Economic and concrete supports for families: Many referrals to child protective services and child welfare system involvement are driven at least in part by economic insecurity and cumulative material hardship. In a recent national survey conducted by the American Public Human Services Association and Chapin Hall Center for Children, 64.1 percent of responding states reported that “inability to meet economic need is often a contributing reason for family involvement in child welfare.” 100 percent reported that the inability to meet economic needs is at least “sometimes” a contributing reason. Although economic need is a significant factor in family risk of abuse and neglect and entry to foster care, the current child welfare policy framework orients assessment and intervention predominantly at parenting behaviors and capacities (e.g., substance use and mental health) thereby leaving unaddressed this key driver of child welfare involvement. An ever-growing body of evidence clarifies that when economic and concrete supports are provided––via macroeconomic and universal policies (e.g., earned income tax credit, child tax credit, paid family leave) and human service sector strategies (e.g., childcare, cash assistance, health care, housing) ––child maltreatment and involvement with child protection are reduced.
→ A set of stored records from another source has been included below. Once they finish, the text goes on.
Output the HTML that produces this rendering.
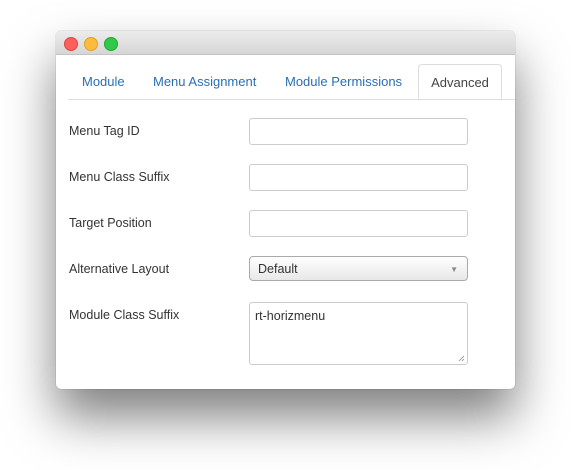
<!DOCTYPE html>
<html><head><style>
body{margin:0;width:571px;height:470px;background:#fff;position:relative;overflow:hidden;font-family:"Liberation Sans",sans-serif;}
.win{position:absolute;left:56px;top:31px;width:459px;height:358px;background:#fff;border-radius:5px;box-shadow:0 28px 50px rgba(0,0,0,0.5),0 0 1px rgba(0,0,0,0.4);overflow:hidden}
.tb{height:23px;background:linear-gradient(#ececec,#d6d6d6);border-bottom:1px solid #c4c4c4;position:relative}
.dot{position:absolute;top:6px;width:12px;height:12px;border-radius:50%}
.tabline{position:absolute;left:12px;right:0;top:68px;border-top:1px solid #ddd}
.tab{position:absolute;top:43px;font-size:13px;color:#2a6fb5}
.adv{position:absolute;left:362px;top:33px;height:35px;border:1px solid #ddd;border-bottom:1px solid #fff;border-radius:4px 4px 0 0;background:#fff;color:#444;font-size:13px;text-align:center;line-height:35px;box-sizing:border-box;width:84px}
.lbl{position:absolute;left:13px;font-size:12.5px;color:#333}
.in{position:absolute;left:193px;width:219px;height:27px;border:1px solid #ccc;border-radius:3px;box-sizing:border-box;background:#fff}
</style></head><body>
<div class="win">
<div class="tb">
<div class="dot" style="left:8px;background:#fc605c;border:0.5px solid #e0443e"></div>
<div class="dot" style="left:28px;background:#fdbc40;border:0.5px solid #dea123"></div>
<div class="dot" style="left:48px;background:#34c84a;border:0.5px solid #1aab29"></div>
</div>
<div class="tabline"></div>
<div class="tab" style="left:26px">Module</div>
<div class="tab" style="left:97px">Menu Assignment</div>
<div class="tab" style="left:229px">Module Permissions</div>
<div class="adv">Advanced</div>
<div class="lbl" style="top:93px">Menu Tag ID</div>
<div class="in" style="top:87px"></div>
<div class="lbl" style="top:139px">Menu Class Suffix</div>
<div class="in" style="top:133px"></div>
<div class="lbl" style="top:185px">Target Position</div>
<div class="in" style="top:179px"></div>
<div class="lbl" style="top:231px">Alternative Layout</div>
<div class="in" style="top:225px;height:25px;border-color:#aaa;border-radius:4px;background:linear-gradient(#fff,#e8e8e8);font-size:12.5px;color:#333;padding:5px 8px">Default<span style="position:absolute;right:9px;top:8px;font-size:8px;color:#888">▼</span></div>
<div class="lbl" style="top:277px">Module Class Suffix</div>
<div class="in" style="top:271px;height:63px;font-size:12.5px;color:#333;padding:6px 5px">rt-horizmenu
<svg style="position:absolute;right:2px;bottom:2px" width="7" height="7"><path d="M1 6L6 1M4 6L6 4" stroke="#888" stroke-width="0.8"/></svg></div>
</div>
</body></html>
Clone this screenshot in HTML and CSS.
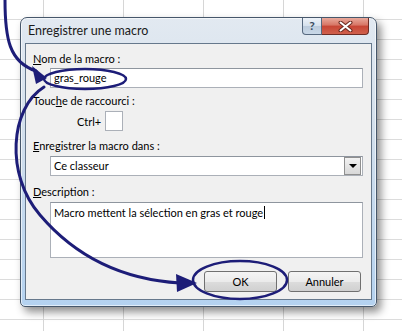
FILE: index.html
```html
<!DOCTYPE html>
<html lang="fr">
<head>
  <meta charset="UTF-8">
  <title>Enregistrer une macro</title>
  <link rel="stylesheet" href="styles.css">
</head>
<body>
  <div class="dialog">
    <div class="titlebar">
      <span class="title">Enregistrer une macro</span>
      <div class="caption">
        <span class="btn-help">?</span>
        <span class="btn-close">
          <svg width="15" height="11" viewBox="0 0 15 11">
            <path d="M2.5 1.5 L12.5 9.5 M12.5 1.5 L2.5 9.5" stroke="#6a2a20" stroke-width="4" stroke-linecap="round"/>
            <path d="M2.5 1.5 L12.5 9.5 M12.5 1.5 L2.5 9.5" stroke="#fff" stroke-width="2" stroke-linecap="round"/>
          </svg>
        </span>
      </div>
    </div>

    <div class="panel">
      <div class="label"><u>N</u>om de la macro :</div>
      <div class="field">gras_rouge</div>

      <div class="label lbl-touche">Touc<u>h</u>e de raccourci :</div>
      <div class="ctrl-row">
        <span>Ctrl+</span>
        <span class="key-box"></span>
      </div>

      <div class="label lbl-store"><u>E</u>nregistrer la macro dans :</div>
      <div class="field select">
        <span>Ce classeur</span>
        <span class="drop-btn"><span class="tri"></span></span>
      </div>

      <div class="label lbl-desc"><u>D</u>escription :</div>
      <div class="field memo"><span class="caret">Macro mettent la sélection en gras et rouge</span></div>

      <div class="buttons">
        <button class="btn">OK</button>
        <button class="btn">Annuler</button>
      </div>
    </div>
  </div>

  <!-- annotations dessinées par-dessus la capture -->
  <svg class="notes" width="402" height="331" viewBox="0 0 402 331">
    <g fill="none" stroke="#1d1d78" stroke-width="3" stroke-linecap="round">
      <path d="M5 0 C5 38 9 62 36 71"/>
      <ellipse cx="85" cy="79" rx="41" ry="10" stroke-width="2.5"/>
      <path d="M44 87 C10 108 5 175 40 215 C80 262 130 280 180 283"/>
      <ellipse cx="240" cy="280" rx="47" ry="19" stroke-width="2.5"/>
    </g>
    <g fill="#1d1d78">
      <polygon points="32,66 47,78 36,84"/>
      <polygon points="176,274 197,283 177,292"/>
    </g>
  </svg>
</body>
</html>
```

FILE: styles.css
```css
* {
  box-sizing: border-box;
}
body {
  margin: 0;
  width: 402px;
  height: 331px;
  overflow: hidden;
  position: relative;
  font-family: Lato, "Liberation Sans", sans-serif;
  font-size: 11px;
  color: #000;
  background-color: #fff;
  background-image:
    linear-gradient(to right, #d6d6d6 1px, transparent 1px),
    linear-gradient(to bottom, #dcdcdc 1px, transparent 1px);
  background-size: 80px 20px;
  background-position: 43px 19px;
  padding-top: 17px;
}
.dialog {
  margin-left: 20px;
  width: 357px;
  height: 290px;
  border: 1px solid #46576b;
  border-radius: 7px 7px 5px 5px;
  background: linear-gradient(to bottom, #e2e9f1 0%, #d2dfec 40%, #b4d2f0 100%);
  box-shadow: inset 0 0 0 1px rgba(255, 255, 255, 0.6), 4px 5px 8px rgba(0, 0, 0, 0.45);
  padding: 0 4px 6px 4px;
}
.titlebar {
  height: 25px;
  display: flex;
  align-items: flex-start;
  padding-left: 3px;
}
.title {
  line-height: 25px;
  font-size: 12.5px;
  color: #1a1a1a;
}
.caption {
  margin-left: auto;
  margin-right: 3px;
  display: flex;
  height: 17px;
}
.btn-help {
  width: 20px;
  height: 17px;
  border: 1px solid #56687e;
  border-top: none;
  border-radius: 0 0 0 4px;
  background: linear-gradient(to bottom, #edf2f8 0%, #d5e0ec 50%, #bccbdc 51%, #c9d8e8 100%);
  color: #3b4b5e;
  font-weight: bold;
  font-size: 12px;
  line-height: 16px;
  text-align: center;
}
.btn-close {
  width: 47px;
  height: 17px;
  border: 1px solid #6e2c24;
  border-top: none;
  border-left: none;
  border-radius: 0 0 4px 0;
  background: linear-gradient(to bottom, #e9a99b 0%, #d77565 45%, #c74535 50%, #d0604c 100%);
  display: flex;
  align-items: center;
  justify-content: center;
}
.panel {
  height: 257px;
  border: 1px solid #66788c;
  background: #f0f0f0;
  padding: 7px 8px 0 7px;
}
.label {
  line-height: 16px;
  height: 16px;
}
.lbl-touche {
  margin-top: 5px;
}
.lbl-store {
  margin-top: 7px;
}
.lbl-desc {
  margin-top: 8px;
}
.field {
  margin: 1px 0 0 17px;
  height: 20px;
  background: #fff;
  border: 1px solid #abb0b8;
  border-top-color: #8e959e;
  padding-left: 3px;
  line-height: 18px;
}
.ctrl-row {
  margin: 2px 0 0 44px;
  display: flex;
  align-items: center;
  gap: 4px;
  height: 20px;
}
.key-box {
  width: 18px;
  height: 20px;
  background: #fff;
  border: 1px solid #abb0b8;
}
.select {
  margin-top: 2px;
  display: flex;
  align-items: center;
  padding-right: 1px;
}
.drop-btn {
  margin-left: auto;
  width: 17px;
  height: 18px;
  border: 1px solid #8f8f8f;
  background: linear-gradient(to bottom, #f2f2f2, #d8d8d8);
  display: flex;
  align-items: center;
  justify-content: center;
}
.tri {
  width: 0;
  height: 0;
  border-left: 4px solid transparent;
  border-right: 4px solid transparent;
  border-top: 4px solid #000;
}
.memo {
  margin-top: 2px;
  height: 56px;
  line-height: 17px;
  padding-top: 1px;
}
.caret {
  border-right: 1px solid #000;
  padding-right: 1px;
}
.buttons {
  margin-top: 13px;
  display: flex;
  justify-content: flex-end;
  gap: 11px;
  padding-right: 2px;
}
.btn {
  width: 73px;
  height: 21px;
  border: 1px solid #707070;
  border-radius: 3px;
  background: linear-gradient(to bottom, #f4f4f4 0%, #ebebeb 50%, #dcdcdc 51%, #d0d0d0 100%);
  font-family: inherit;
  font-size: 11px;
  color: #000;
  padding: 0;
}
.notes {
  position: absolute;
  top: 0;
  left: 0;
  pointer-events: none;
}
```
An alternative system response that can meet the comprehensive needs of families at risk must be able to attend to not only a family’s service needs through effective engagement strategies and care coordination but must also address the time-sensitive material needs that contribute to maltreatment and foster care placement risk. Providing a framework for the use of material through Family First can help ensure that poverty is not the primary reason a child is entering foster care.
Thank you again for the opportunity to be here. I look forward to your questions.